> _GIVEN PROBLEM_
Check every line for the word "index" and give the number of lines where it occurs, nothing else.
== == ==
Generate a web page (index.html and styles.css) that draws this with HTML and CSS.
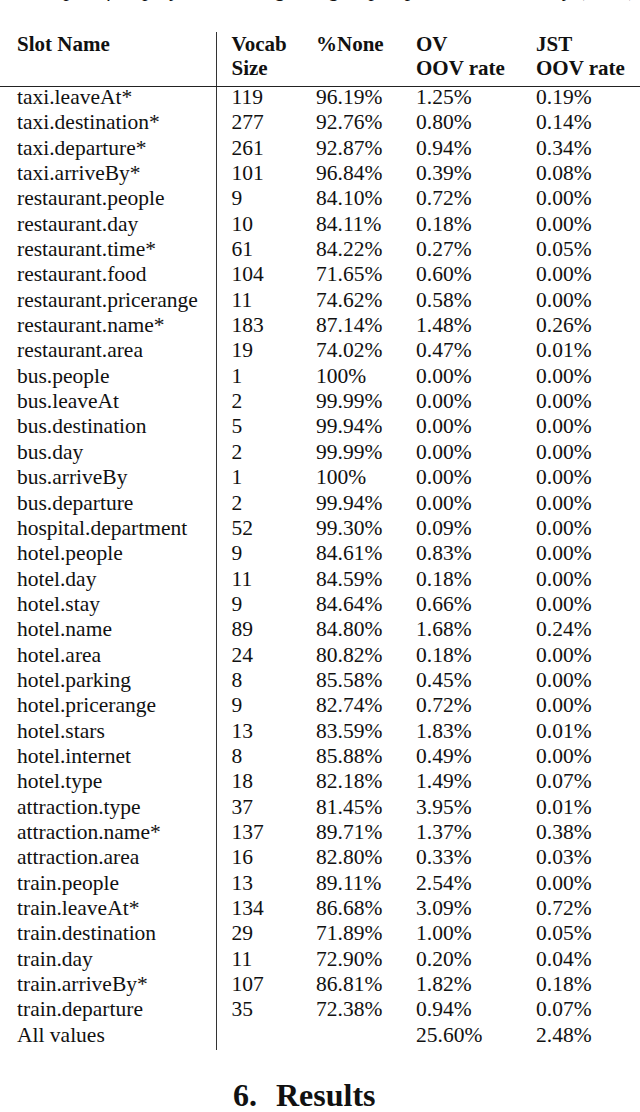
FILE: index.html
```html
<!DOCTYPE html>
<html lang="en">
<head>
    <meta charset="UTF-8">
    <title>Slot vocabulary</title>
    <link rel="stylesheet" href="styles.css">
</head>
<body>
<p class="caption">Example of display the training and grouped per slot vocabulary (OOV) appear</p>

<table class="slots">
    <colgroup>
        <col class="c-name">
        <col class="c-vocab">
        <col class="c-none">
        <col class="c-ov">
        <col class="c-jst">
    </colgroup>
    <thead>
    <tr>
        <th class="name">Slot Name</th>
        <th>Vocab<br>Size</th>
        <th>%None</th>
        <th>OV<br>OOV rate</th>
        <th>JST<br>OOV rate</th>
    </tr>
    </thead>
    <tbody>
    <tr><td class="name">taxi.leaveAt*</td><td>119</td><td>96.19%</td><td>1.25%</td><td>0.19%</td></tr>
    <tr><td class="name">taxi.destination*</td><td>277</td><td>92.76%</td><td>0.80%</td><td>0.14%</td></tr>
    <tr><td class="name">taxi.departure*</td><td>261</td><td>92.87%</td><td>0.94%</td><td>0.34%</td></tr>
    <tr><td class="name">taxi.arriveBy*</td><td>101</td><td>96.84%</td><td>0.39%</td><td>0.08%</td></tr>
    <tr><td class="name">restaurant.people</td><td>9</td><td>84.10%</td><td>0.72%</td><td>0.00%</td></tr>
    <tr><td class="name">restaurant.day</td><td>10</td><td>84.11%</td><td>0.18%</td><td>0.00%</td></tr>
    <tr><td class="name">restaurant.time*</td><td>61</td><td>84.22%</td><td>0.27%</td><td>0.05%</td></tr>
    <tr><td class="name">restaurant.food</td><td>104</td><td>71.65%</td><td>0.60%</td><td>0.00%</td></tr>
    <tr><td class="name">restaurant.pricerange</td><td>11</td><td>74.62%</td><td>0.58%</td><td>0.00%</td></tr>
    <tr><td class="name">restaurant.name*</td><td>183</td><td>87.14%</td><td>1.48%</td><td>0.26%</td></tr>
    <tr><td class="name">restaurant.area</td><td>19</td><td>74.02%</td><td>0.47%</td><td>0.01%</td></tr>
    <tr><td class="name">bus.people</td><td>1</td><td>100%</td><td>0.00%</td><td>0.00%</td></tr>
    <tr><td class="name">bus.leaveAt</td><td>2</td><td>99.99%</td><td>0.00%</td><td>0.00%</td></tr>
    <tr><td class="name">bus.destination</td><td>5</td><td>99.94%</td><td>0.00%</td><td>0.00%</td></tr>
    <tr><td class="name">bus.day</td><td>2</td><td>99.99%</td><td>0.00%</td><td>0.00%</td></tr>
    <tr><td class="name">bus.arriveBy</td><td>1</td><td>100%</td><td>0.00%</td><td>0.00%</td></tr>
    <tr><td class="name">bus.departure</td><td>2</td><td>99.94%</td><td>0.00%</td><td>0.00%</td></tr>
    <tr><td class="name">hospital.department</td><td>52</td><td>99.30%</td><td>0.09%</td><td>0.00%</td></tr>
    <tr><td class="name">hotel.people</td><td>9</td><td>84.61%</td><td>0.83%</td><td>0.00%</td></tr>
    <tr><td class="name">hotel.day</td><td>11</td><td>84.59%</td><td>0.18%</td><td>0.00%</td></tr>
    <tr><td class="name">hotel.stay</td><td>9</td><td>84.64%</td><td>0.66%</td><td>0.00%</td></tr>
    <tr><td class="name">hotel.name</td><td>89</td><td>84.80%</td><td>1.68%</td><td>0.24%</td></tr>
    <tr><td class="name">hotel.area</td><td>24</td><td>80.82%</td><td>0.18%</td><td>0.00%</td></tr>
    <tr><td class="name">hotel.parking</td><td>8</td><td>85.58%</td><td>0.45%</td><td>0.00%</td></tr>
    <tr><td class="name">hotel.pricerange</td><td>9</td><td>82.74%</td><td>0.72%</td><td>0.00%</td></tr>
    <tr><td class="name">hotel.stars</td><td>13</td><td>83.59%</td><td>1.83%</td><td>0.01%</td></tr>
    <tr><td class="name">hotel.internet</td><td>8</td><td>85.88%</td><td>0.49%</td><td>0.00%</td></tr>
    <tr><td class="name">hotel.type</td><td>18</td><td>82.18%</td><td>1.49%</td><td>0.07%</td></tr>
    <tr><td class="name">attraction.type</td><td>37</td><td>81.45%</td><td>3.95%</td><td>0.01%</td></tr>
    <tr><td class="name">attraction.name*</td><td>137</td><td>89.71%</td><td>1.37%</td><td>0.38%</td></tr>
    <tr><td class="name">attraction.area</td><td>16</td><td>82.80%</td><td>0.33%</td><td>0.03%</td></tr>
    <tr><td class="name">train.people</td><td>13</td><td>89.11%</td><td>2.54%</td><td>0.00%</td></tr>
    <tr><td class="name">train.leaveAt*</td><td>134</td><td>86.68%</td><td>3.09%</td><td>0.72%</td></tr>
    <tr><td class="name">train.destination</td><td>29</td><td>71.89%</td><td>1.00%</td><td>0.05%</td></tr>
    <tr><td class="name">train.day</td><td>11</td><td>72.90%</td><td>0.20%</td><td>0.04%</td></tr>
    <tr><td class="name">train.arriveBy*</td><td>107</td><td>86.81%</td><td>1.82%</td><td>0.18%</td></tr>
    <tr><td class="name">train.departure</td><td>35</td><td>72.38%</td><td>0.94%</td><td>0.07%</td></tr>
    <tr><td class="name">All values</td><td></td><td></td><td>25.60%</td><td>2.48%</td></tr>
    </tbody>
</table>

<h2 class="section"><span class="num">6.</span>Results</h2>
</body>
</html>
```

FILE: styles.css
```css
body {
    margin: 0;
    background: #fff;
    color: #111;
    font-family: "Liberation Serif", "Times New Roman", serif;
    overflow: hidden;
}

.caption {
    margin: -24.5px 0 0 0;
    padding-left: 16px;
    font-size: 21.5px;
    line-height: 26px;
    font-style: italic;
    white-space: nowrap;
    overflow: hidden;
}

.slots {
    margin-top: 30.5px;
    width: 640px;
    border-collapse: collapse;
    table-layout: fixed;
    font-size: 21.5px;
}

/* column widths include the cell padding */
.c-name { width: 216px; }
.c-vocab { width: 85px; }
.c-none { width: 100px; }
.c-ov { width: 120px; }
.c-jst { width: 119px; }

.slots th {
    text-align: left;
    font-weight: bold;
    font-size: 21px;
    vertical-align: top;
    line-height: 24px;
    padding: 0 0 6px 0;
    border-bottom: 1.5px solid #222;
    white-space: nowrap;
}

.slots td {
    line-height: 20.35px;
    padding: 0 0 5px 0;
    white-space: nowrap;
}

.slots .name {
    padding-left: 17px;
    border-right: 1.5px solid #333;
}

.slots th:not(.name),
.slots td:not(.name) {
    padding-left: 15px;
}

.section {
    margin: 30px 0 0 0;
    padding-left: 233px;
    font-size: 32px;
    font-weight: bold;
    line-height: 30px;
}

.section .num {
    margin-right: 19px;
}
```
== == ==
> _SOLUTION_
2